= James P. Campbell =

James P. Campbell is the president and Chief Executive Officer of GE Consumer & Industrial since November 2005. He lives in Louisville, Kentucky

==Education==
Campbell earned a B.S. degree in Marketing from St. John's University and an M.B.A. in Marketing Management from Hofstra University.

==General Electric==
Campbell joined GE in 1981 as a Sales/Marketing trainee in GE Appliances' Northeast Region. He quickly moved into management roles as an area sales leader, merchandising manager and regional sales manager.

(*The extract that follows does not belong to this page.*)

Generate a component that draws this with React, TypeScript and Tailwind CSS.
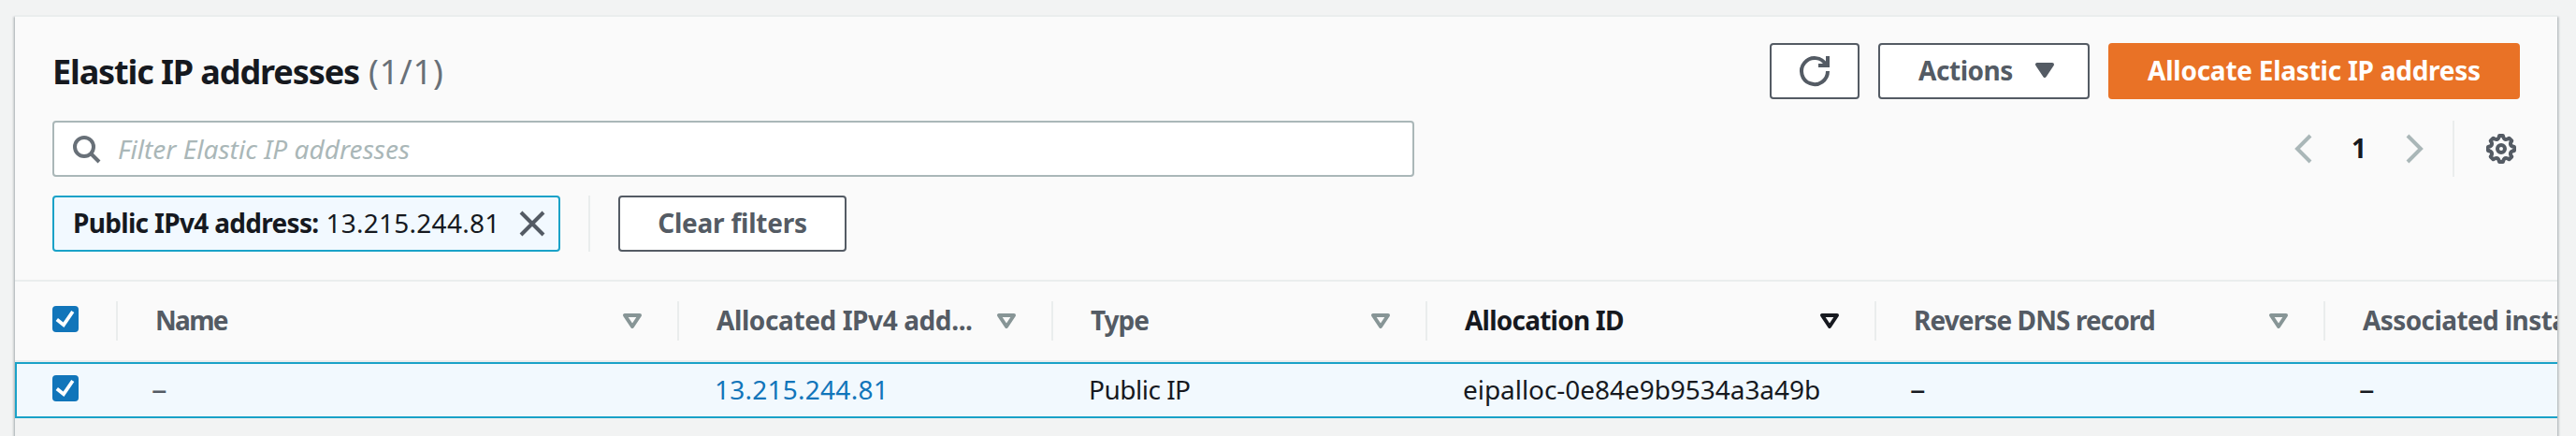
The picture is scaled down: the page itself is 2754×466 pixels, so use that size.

Following his field experience, Campbell moved in 1992 to GE Appliances' Louisville headquarters to become Manager, Microwave Cooking Products and Product Manager, Built-In Cooking Products. He was appointed vice president of Sales and Marketing and a GE Company Officer in 1999 and two years later was named president and chief executive officer of GE Appliances. In September 2002, when GE merged its appliances and lighting businesses, he assumed the role of president and chief executive officer of GE Consumer Products. Following the merger of GE Consumer Products and GE Industrial Systems in January 2004, Campbell became president and chief executive officer of GE Consumer & Industrial-Americas, a $9 billion division. In that role, he directed the manufacture, marketing and sale of appliances, lighting and industrial products across North and South America.

==Other==
Campbell is on the boards of the National Electrical Manufacturers Association (NEMA) and the Frazier International History Museum and is an active member of the Louisville GE Volunteers chapter. Campbell and his wife have two children. They reside in Louisville, Kentucky.